> [Exercise brief]: Please transcribe the data that follows without the pictures, keeping every word the same.

> [Stored data]:

>> Begin

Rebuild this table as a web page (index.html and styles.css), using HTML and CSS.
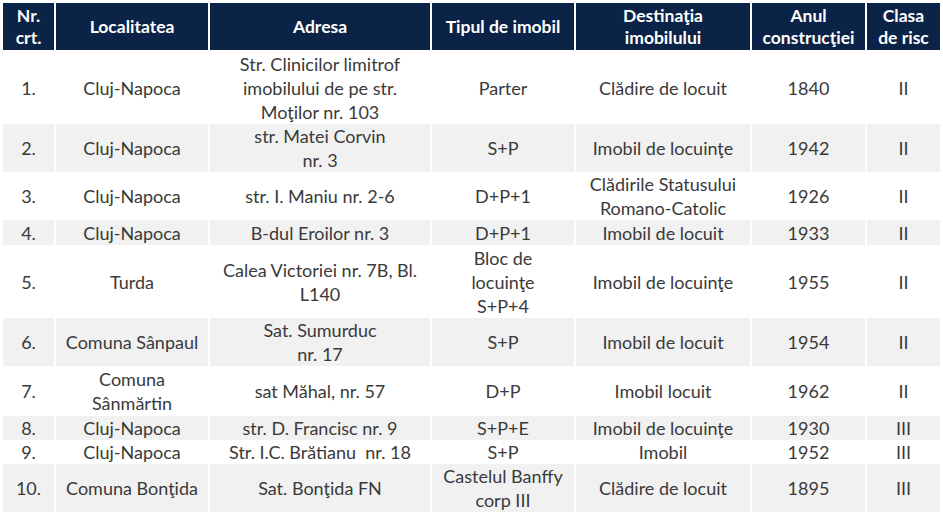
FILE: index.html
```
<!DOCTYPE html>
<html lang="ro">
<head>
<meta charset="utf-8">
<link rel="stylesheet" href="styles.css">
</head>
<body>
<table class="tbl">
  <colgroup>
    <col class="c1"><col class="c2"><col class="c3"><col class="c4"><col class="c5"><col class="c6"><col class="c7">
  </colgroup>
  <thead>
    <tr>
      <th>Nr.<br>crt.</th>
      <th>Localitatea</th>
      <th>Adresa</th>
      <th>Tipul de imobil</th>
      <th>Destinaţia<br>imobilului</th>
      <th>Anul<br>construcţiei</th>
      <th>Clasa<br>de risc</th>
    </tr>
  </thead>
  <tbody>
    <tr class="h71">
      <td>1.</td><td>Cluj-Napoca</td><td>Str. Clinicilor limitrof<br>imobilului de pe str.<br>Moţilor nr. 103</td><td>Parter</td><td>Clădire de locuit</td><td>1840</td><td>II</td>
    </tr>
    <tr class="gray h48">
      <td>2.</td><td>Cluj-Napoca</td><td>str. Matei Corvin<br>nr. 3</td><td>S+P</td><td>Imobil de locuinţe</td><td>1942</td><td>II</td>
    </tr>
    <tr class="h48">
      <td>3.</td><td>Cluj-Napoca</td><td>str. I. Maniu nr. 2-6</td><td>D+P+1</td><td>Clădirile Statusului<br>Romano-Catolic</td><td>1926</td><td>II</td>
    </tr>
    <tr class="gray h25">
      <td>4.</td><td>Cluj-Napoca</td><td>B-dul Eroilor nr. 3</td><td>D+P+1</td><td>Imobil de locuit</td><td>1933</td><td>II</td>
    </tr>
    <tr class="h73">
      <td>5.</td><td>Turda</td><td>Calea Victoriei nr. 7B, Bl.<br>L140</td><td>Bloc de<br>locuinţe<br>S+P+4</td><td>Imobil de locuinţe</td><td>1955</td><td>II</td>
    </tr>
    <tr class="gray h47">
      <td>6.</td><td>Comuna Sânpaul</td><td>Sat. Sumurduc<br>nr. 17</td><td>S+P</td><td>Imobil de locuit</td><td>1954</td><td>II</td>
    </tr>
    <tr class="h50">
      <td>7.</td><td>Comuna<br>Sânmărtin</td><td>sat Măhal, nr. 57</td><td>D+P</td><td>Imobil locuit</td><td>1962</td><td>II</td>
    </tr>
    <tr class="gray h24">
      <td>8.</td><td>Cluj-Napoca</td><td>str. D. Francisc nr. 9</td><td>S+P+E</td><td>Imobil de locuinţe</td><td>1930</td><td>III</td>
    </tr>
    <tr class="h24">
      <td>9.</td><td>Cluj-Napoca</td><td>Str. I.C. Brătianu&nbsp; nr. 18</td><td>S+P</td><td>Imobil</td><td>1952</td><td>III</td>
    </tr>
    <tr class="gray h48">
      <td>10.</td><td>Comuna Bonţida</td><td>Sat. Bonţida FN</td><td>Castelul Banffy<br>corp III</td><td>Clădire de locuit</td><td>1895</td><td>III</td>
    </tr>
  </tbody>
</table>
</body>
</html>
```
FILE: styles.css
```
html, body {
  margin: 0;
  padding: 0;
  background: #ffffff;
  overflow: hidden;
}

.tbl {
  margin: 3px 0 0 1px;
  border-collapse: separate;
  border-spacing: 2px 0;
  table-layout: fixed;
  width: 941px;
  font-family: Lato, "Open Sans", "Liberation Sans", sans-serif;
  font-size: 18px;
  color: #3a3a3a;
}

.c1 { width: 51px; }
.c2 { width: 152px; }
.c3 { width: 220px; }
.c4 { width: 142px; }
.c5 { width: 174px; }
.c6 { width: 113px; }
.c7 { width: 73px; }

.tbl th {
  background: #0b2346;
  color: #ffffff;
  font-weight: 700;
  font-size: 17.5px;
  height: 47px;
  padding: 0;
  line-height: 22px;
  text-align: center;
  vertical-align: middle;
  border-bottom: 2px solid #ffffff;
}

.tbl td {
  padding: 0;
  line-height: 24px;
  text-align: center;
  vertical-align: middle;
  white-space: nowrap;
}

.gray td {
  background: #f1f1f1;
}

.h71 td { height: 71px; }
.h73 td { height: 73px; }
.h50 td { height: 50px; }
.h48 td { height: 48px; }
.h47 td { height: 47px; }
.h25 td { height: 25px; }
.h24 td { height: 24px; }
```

>> End

> [Solution to this exercise]:
Rebuild this table as a web page (index.html and styles.css), using HTML and CSS.
FILE: index.html
```
<!DOCTYPE html>
<html lang="ro">
<head>
<meta charset="utf-8">
<link rel="stylesheet" href="styles.css">
</head>
<body>
<table class="tbl">
  <colgroup>
    <col class="c1"><col class="c2"><col class="c3"><col class="c4"><col class="c5"><col class="c6"><col class="c7">
  </colgroup>
  <thead>
    <tr>
      <th>Nr.<br>crt.</th>
      <th>Localitatea</th>
      <th>Adresa</th>
      <th>Tipul de imobil</th>
      <th>Destinaţia<br>imobilului</th>
      <th>Anul<br>construcţiei</th>
      <th>Clasa<br>de risc</th>
    </tr>
  </thead>
  <tbody>
    <tr class="h71">
      <td>1.</td><td>Cluj-Napoca</td><td>Str. Clinicilor limitrof<br>imobilului de pe str.<br>Moţilor nr. 103</td><td>Parter</td><td>Clădire de locuit</td><td>1840</td><td>II</td>
    </tr>
    <tr class="gray h48">
      <td>2.</td><td>Cluj-Napoca</td><td>str. Matei Corvin<br>nr. 3</td><td>S+P</td><td>Imobil de locuinţe</td><td>1942</td><td>II</td>
    </tr>
    <tr class="h48">
      <td>3.</td><td>Cluj-Napoca</td><td>str. I. Maniu nr. 2-6</td><td>D+P+1</td><td>Clădirile Statusului<br>Romano-Catolic</td><td>1926</td><td>II</td>
    </tr>
    <tr class="gray h25">
      <td>4.</td><td>Cluj-Napoca</td><td>B-dul Eroilor nr. 3</td><td>D+P+1</td><td>Imobil de locuit</td><td>1933</td><td>II</td>
    </tr>
    <tr class="h73">
      <td>5.</td><td>Turda</td><td>Calea Victoriei nr. 7B, Bl.<br>L140</td><td>Bloc de<br>locuinţe<br>S+P+4</td><td>Imobil de locuinţe</td><td>1955</td><td>II</td>
    </tr>
    <tr class="gray h47">
      <td>6.</td><td>Comuna Sânpaul</td><td>Sat. Sumurduc<br>nr. 17</td><td>S+P</td><td>Imobil de locuit</td><td>1954</td><td>II</td>
    </tr>
    <tr class="h50">
      <td>7.</td><td>Comuna<br>Sânmărtin</td><td>sat Măhal, nr. 57</td><td>D+P</td><td>Imobil locuit</td><td>1962</td><td>II</td>
    </tr>
    <tr class="gray h24">
      <td>8.</td><td>Cluj-Napoca</td><td>str. D. Francisc nr. 9</td><td>S+P+E</td><td>Imobil de locuinţe</td><td>1930</td><td>III</td>
    </tr>
    <tr class="h24">
      <td>9.</td><td>Cluj-Napoca</td><td>Str. I.C. Brătianu&nbsp; nr. 18</td><td>S+P</td><td>Imobil</td><td>1952</td><td>III</td>
    </tr>
    <tr class="gray h48">
      <td>10.</td><td>Comuna Bonţida</td><td>Sat. Bonţida FN</td><td>Castelul Banffy<br>corp III</td><td>Clădire de locuit</td><td>1895</td><td>III</td>
    </tr>
  </tbody>
</table>
</body>
</html>
```
FILE: styles.css
```
html, body {
  margin: 0;
  padding: 0;
  background: #ffffff;
  overflow: hidden;
}

.tbl {
  margin: 3px 0 0 1px;
  border-collapse: separate;
  border-spacing: 2px 0;
  table-layout: fixed;
  width: 941px;
  font-family: Lato, "Open Sans", "Liberation Sans", sans-serif;
  font-size: 18px;
  color: #3a3a3a;
}

.c1 { width: 51px; }
.c2 { width: 152px; }
.c3 { width: 220px; }
.c4 { width: 142px; }
.c5 { width: 174px; }
.c6 { width: 113px; }
.c7 { width: 73px; }

.tbl th {
  background: #0b2346;
  color: #ffffff;
  font-weight: 700;
  font-size: 17.5px;
  height: 47px;
  padding: 0;
  line-height: 22px;
  text-align: center;
  vertical-align: middle;
  border-bottom: 2px solid #ffffff;
}

.tbl td {
  padding: 0;
  line-height: 24px;
  text-align: center;
  vertical-align: middle;
  white-space: nowrap;
}

.gray td {
  background: #f1f1f1;
}

.h71 td { height: 71px; }
.h73 td { height: 73px; }
.h50 td { height: 50px; }
.h48 td { height: 48px; }
.h47 td { height: 47px; }
.h25 td { height: 25px; }
.h24 td { height: 24px; }
```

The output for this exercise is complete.